La works by having some of its predictors take into account samples from both channels. Thus, more complex correlation between the channels is better taken into account of, and it adapts better to the actual level of correlation existing in the signal rather than simply assuming that the channels are correlated as with the X+Y transformation.
The whole purpose behind the filters reducing the range of the samples is the assumption that smaller numbers can be stored more efficiently. How to actually efficiently store these numbers is the part of the entropy coder.
Typically, lossless audio coders have been based on an approach where an estimate is formed for each sample regarding the number of bits required to store it. The number is then split into the base (number%bits) and residual (number/bits). The base is stored using the estimated number of bits, and then the value of the residual is stored using Rice codes or similar. For a good explanation of this, see http://www.firstpr.com.au/audiocomp/lossless/.

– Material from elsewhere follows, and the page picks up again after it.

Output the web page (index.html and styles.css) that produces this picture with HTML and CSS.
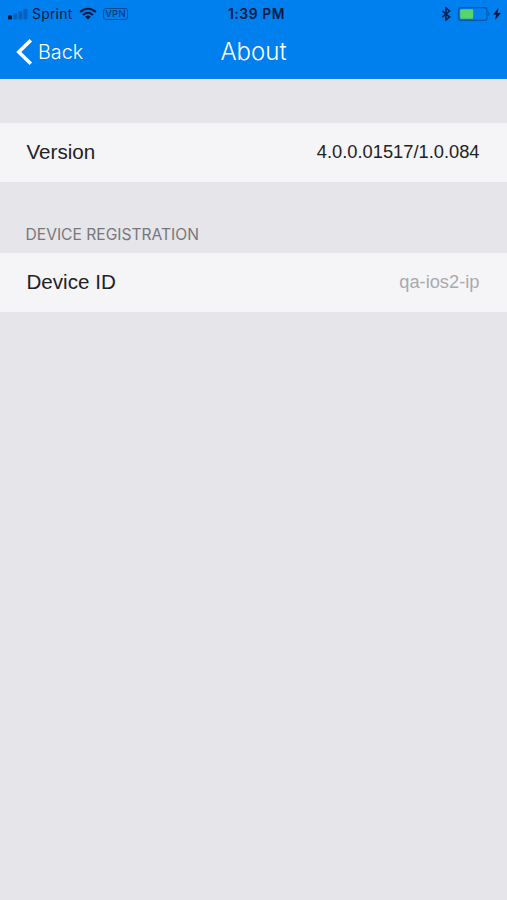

La works a bit differently. Instead of estimating the number of bits, it estimates an actual value. So instead of estimating say 12 bits we would estimate a range of say 4938. Thus, sample/4938 would be stored as the base and sample%4938 as the residual. An arithmetic coder is used to efficiently store both the base and residual. The advantage offered here is that for both the base and residual we are not forced to round everything to use bits (we could estimate a range of 2731 for example and store that using effectively 11.2 bits or whatever). This form of entropy coding is thus significantly more efficient than the standard methods.
One further issue is the estimate of the number of bits required, or in La's case the range. Some encoders calculate the optimum value for a set of n numbers, and store this estimate in the output. La on the other hand adaptively estimates this value, updating the estimate after each sample. For example we could use the formula estimate = lastSample + estimate*c, where c is some constant between 0 and 1.